I have real need of seeing Vienna. I must explore the fields of Wagram and Essling before next June. I specially want engravings which show the uniforms of the German army, and I must go in search of them. Have the kindness to tell me merely if such things exist.

To-day, 25th, it is almost twelve days since I have received any letters from you. I live in such isolation that I count upon and look eagerly for the pleasures that come into my desert. Alas! Madame de Berny's illness has cast me into horrible thoughts. That angelic creature who, since 1821, has shed the fragrance of heaven into my life is transformed; she is turning to ice. Tears, griefs, and I can do nothing. One daughter become insane, another daughter dead, a third dying, what blows!—And a wound more violent still, of which nothing can be told. And at last, after thirty years of patience and devotion, she is forced to separate from her husband under pain of dying if she remains with him. All this in a short space of time. This is what I suffer through the heart that created me.

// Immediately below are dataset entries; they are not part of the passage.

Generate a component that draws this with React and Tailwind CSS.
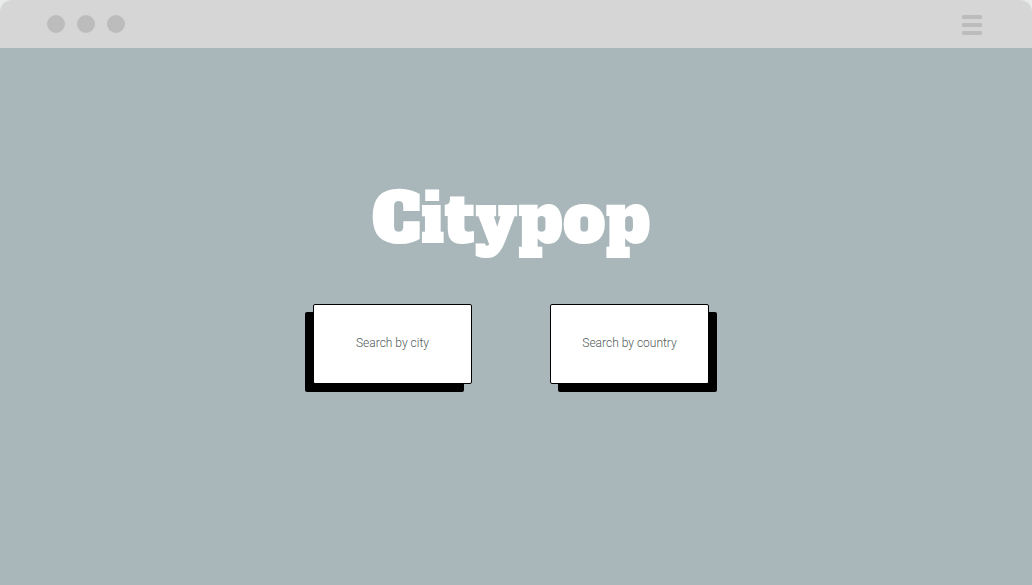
export default function App() {
  const card =
    "h-20 w-[159px] cursor-pointer rounded-[2px] border border-black bg-white pb-[2px] font-['Roboto',sans-serif] text-xs font-light text-[#4f5957]";
  return (
    <div className="flex min-h-screen flex-col bg-[#e9eaea]">
      <header className="flex h-12 shrink-0 items-center justify-between rounded-t-xl bg-[#d6d6d6] pl-[47px] pr-[50px]">
        <div className="flex gap-3" aria-hidden="true">
          <span className="size-[18px] rounded-full bg-[#bcbcbc]" />
          <span className="size-[18px] rounded-full bg-[#bcbcbc]" />
          <span className="size-[18px] rounded-full bg-[#bcbcbc]" />
        </div>
        <button type="button" aria-label="Menu" className="flex w-5 flex-col gap-1 pt-[2px]">
          <span className="h-1 w-full rounded-[1px] bg-[#bcbcbc]" />
          <span className="h-1 w-full rounded-[1px] bg-[#bcbcbc]" />
          <span className="h-1 w-full rounded-[1px] bg-[#bcbcbc]" />
        </button>
      </header>
      <main className="flex grow flex-col items-center bg-[#a9b7bb] pr-[10px] pt-[132px]">
        <h1 className="font-['Alfa_Slab_One','DejaVu_Serif',serif] text-[68px] font-normal leading-[80px] text-white">
          Citypop
        </h1>
        <div className="mt-[44px] flex gap-[78px]">
          <button type="button" className={card + " shadow-[-8px_8px_0_#000]"}>
            Search by city
          </button>
          <button type="button" className={card + " shadow-[8px_8px_0_#000]"}>
            Search by country
          </button>
        </div>
      </main>
    </div>
  );
}
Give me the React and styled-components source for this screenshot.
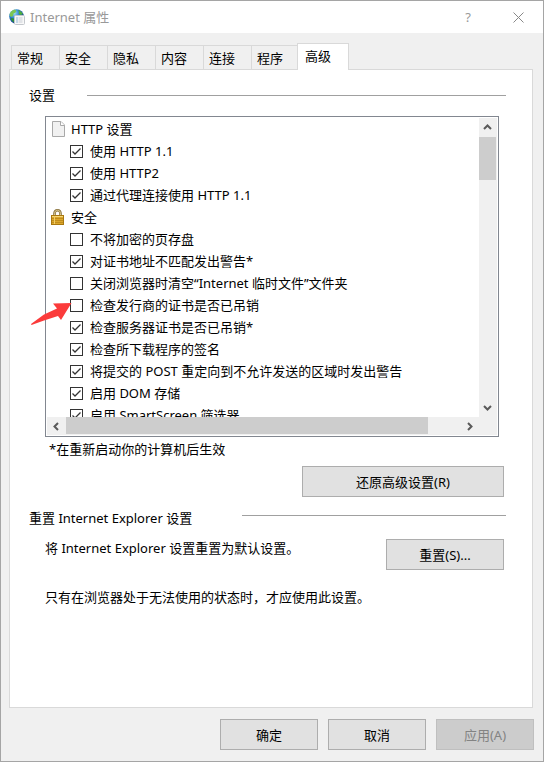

Then, in Berry, Madame Carraud's life is in peril through her pregnancy. Borget is in Italy. My mother is in despair about my brother's marriage; she has aged twenty years in twenty days. I am hemmed in by enormous, obligatory work, and by money cares, also by two little lawsuits which I have brought to solve the last difficulties of my literary life.

For all this one needs, as my doctor says, a skull of iron. Unhappily, the heart may burst the skull. I counted on the trip to Vienna as the traveller counts on the oasis in the desert; but the impossibility of it faces me. I must be in Paris from the 20th to the 30th of September. I have then to pay five hundred ducats, and when one digs the soil with a pen gold is rare. However, labour will suffice. I shall be free in a few months, if the abuse of study does not kill me. I begin to fear it.

Tuesday, 26.

To-day I have finished "La Recherche de l'Absolu." Heaven grant that the work be good and beautiful. I cannot judge of it; I am too weary with toil, too exhausted by the fatigues of conception. I see only the reverse side of the canvas. Everything in it is pure. Conjugal love is here a sublime passion. The love of the young girl is fresh. It is the Home, at its source. You will read it. You will also read "Souffrances inconnues," which have cost me four months' labour. They are forty pages of which I could not write but two sentences a day. It is a horrible cry, without brilliancy of style, without pretensions to drama. There are too many thoughts in it, and too much drama to show on the outside. It is enough to make you shudder, and it is all true. Never have I been so stirred by any work. It is more than "La Grenadière," more than "La Femme abandonnée."

At the present moment I am making the final corrections of style on the "Peau de Chagrin." I reprint it and remove the last blemishes. Oh! my sixteen hours a day are well employed! I go to the Opera only once a week now.

Day before yesterday Madame Sand, or Dudevant, just returned from Italy, met me in the foyer of the Opera, and we took two or three turns together. I was to breakfast with her the next day, but I could not go. To-day I have had Sandeau to breakfast, who told me that the day after that woman abandoned him he took such a quantity of acetate of morphia that his stomach rejected it, and threw it up without there having been the slightest absorption. I was sorry I had not received the confidences of Madame George Sand. He regretted it too,—-Jules Sandeau. The poor lad is very unhappy at this moment. I have advised him to come and take Borget's room, and share with me until he can make himself an existence with his plays. That is what has most struck me the last few days.